Tianyu He
Publications
Automating Low-Risk Code Review at Meta: RADAR, Risk Calibration, and Review Efficiency
AI-assisted coding tools have altered software production. At Meta, significant lines of code per human-landed diff grew by 105.9% year over year and per-developer diff volume rose 51%, with agentic AI responsible for over 80% of that growth. Meanwhile, the share of diffs receiving timely review has declined, exposing a widening gap between code supply and reviewer bandwidth. We ask three questions that progress from feasibility through calibration to impact: (1) can risk-stratified automation operate at scale across diverse organizations, (2) how does tuning the risk threshold affect the trade-off between automation yield and safety, and (3) to what extent does automated review reduce end-to-end latency for AI-generated changes? We deployed RADAR (Risk Aware Diff Auto Review), a multi-stage funnel that classifies each diff by authorship and source type, applies eligibility gates, static heuristics, a machine-learned Diff Risk Score, LLM-based Automated Code Review, and deterministic validation before landing qualifying changes. We evaluate RADAR through telemetry covering 535K+ RADAR-reviewed diffs, observational before-after comparisons for policy changes, and difference-in-differences analysis of efficiency outcomes. RADAR has reviewed 535K+ diffs and landed 331K+. Relaxing the Diff Risk Score threshold from the 25th to the 50th percentile increased the approve rate to 60.31%. The revert rate for RADAR-reviewed diffs is 1/3 that of non-RADAR diffs, and the Production Incident rate is 1/50 that of non-RADAR diffs. RADAR reduces median time to close by over 330% and median diff review wall time by 35%. Risk-aware layered automation can materially reduce review bottlenecks created by AI-driven code growth without compromising production safety.
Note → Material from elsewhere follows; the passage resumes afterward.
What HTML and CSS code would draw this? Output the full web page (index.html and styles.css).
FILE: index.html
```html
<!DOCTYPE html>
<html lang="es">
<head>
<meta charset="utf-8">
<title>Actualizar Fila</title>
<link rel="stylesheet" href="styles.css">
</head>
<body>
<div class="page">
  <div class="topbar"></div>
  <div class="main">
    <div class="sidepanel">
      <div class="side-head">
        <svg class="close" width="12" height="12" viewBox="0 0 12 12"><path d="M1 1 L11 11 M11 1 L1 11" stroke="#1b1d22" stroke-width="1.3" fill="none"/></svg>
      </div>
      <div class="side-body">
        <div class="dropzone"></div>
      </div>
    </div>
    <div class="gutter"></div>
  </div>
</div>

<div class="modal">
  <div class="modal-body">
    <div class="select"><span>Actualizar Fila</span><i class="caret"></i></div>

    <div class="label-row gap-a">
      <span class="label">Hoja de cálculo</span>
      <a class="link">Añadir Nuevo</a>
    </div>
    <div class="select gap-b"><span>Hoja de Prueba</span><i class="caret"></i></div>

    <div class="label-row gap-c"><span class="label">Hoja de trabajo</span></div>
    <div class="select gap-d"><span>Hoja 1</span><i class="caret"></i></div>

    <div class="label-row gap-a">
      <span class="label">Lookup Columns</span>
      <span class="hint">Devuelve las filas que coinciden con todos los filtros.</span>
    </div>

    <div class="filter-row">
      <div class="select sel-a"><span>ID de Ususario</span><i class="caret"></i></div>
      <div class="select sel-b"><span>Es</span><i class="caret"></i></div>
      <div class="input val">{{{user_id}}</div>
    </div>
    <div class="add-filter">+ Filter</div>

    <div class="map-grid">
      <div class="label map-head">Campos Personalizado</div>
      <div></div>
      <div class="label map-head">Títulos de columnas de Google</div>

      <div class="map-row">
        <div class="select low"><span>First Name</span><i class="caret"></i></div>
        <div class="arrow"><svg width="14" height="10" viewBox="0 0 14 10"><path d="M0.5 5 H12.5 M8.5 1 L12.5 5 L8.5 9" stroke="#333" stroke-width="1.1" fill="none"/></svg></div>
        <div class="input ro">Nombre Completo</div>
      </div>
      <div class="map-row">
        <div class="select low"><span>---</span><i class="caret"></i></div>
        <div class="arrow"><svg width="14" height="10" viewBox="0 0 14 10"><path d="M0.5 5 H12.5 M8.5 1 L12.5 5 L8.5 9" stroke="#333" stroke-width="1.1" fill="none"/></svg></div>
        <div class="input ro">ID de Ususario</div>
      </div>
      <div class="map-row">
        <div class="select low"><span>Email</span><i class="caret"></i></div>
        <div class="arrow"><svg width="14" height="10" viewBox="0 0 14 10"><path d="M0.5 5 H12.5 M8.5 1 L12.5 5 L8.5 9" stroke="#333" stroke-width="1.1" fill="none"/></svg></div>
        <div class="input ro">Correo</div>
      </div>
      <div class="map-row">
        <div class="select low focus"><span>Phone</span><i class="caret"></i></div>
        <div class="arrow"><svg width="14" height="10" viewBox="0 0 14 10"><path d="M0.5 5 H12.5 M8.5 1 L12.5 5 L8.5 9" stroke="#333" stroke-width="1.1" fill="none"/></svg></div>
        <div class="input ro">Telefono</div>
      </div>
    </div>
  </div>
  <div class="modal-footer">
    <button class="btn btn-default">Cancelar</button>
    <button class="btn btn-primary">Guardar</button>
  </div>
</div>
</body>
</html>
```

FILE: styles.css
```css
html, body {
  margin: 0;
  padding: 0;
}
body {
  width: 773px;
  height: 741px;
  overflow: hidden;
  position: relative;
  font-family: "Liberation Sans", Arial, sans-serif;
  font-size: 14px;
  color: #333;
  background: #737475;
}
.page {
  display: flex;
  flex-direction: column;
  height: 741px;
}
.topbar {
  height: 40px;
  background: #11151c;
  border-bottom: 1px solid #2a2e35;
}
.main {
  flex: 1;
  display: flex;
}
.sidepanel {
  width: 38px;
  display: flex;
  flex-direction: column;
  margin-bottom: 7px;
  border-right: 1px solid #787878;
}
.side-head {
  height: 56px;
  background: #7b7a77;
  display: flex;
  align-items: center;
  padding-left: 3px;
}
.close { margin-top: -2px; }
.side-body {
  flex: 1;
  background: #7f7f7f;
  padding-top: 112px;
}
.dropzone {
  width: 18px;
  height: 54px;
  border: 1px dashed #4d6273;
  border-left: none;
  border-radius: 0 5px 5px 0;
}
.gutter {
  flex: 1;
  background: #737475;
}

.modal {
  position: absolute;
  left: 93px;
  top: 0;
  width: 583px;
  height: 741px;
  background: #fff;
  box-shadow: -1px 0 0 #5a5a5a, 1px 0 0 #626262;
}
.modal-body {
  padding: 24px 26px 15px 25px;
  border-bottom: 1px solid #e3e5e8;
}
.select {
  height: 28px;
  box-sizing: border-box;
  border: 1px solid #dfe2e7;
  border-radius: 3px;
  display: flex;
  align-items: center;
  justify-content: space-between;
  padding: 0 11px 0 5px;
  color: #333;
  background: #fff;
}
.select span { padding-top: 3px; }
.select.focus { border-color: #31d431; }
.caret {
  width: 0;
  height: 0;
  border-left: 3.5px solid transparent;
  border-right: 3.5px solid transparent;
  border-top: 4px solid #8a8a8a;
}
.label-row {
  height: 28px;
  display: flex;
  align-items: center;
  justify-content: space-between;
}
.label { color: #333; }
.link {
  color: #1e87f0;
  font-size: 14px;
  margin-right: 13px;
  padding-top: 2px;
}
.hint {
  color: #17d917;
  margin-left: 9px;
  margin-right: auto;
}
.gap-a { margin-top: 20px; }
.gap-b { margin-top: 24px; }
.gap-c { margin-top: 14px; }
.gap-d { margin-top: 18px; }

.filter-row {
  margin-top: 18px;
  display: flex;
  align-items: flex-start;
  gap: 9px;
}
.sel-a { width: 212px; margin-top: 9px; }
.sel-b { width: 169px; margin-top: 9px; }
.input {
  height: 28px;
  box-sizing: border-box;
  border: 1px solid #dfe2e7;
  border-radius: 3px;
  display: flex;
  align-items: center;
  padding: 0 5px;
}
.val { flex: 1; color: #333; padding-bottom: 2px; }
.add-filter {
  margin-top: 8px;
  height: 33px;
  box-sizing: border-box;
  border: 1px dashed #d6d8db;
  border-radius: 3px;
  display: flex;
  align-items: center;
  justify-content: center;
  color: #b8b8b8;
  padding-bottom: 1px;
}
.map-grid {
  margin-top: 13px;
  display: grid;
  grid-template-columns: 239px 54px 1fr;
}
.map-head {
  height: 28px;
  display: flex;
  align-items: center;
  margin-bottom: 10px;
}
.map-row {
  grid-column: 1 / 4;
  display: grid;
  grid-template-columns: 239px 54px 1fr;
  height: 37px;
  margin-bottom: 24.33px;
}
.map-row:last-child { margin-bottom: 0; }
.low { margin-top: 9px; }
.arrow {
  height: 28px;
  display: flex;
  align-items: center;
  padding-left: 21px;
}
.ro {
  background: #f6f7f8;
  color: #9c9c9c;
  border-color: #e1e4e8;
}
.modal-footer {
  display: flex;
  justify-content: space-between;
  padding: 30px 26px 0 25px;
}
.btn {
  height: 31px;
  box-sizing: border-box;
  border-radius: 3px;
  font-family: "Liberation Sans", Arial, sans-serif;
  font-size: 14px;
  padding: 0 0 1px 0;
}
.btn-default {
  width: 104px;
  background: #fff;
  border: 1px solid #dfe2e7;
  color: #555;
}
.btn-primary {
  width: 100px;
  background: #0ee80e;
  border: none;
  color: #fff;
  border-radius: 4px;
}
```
Quotient-Space Diffusion Models
Diffusion-based generative models have reformed generative AI, and have enabled new capabilities in the science domain, for example, generating 3D structures of molecules. Due to the intrinsic problem structure of certain tasks, there is often a symmetry in the system, which identifies objects that can be converted by a group action as equivalent, hence the target distribution is essentially defined on the quotient space with respect to the group. In this work, we establish a formal framework for diffusion modeling on a general quotient space, and apply it to molecular structure generation which follows the special Euclidean group $\text{SE}(3)$ symmetry. The framework reduces the necessity of learning the component corresponding to the group action, hence simplifies learning difficulty over conventional group-equivariant diffusion models, and the sampler guarantees recovering the target distribution, while heuristic alignment strategies lack proper samplers. The arguments are empirically validated on structure generation for small molecules and proteins, indicating that the principled quotient-space diffusion model provides a new framework that outperforms previous symmetry treatments.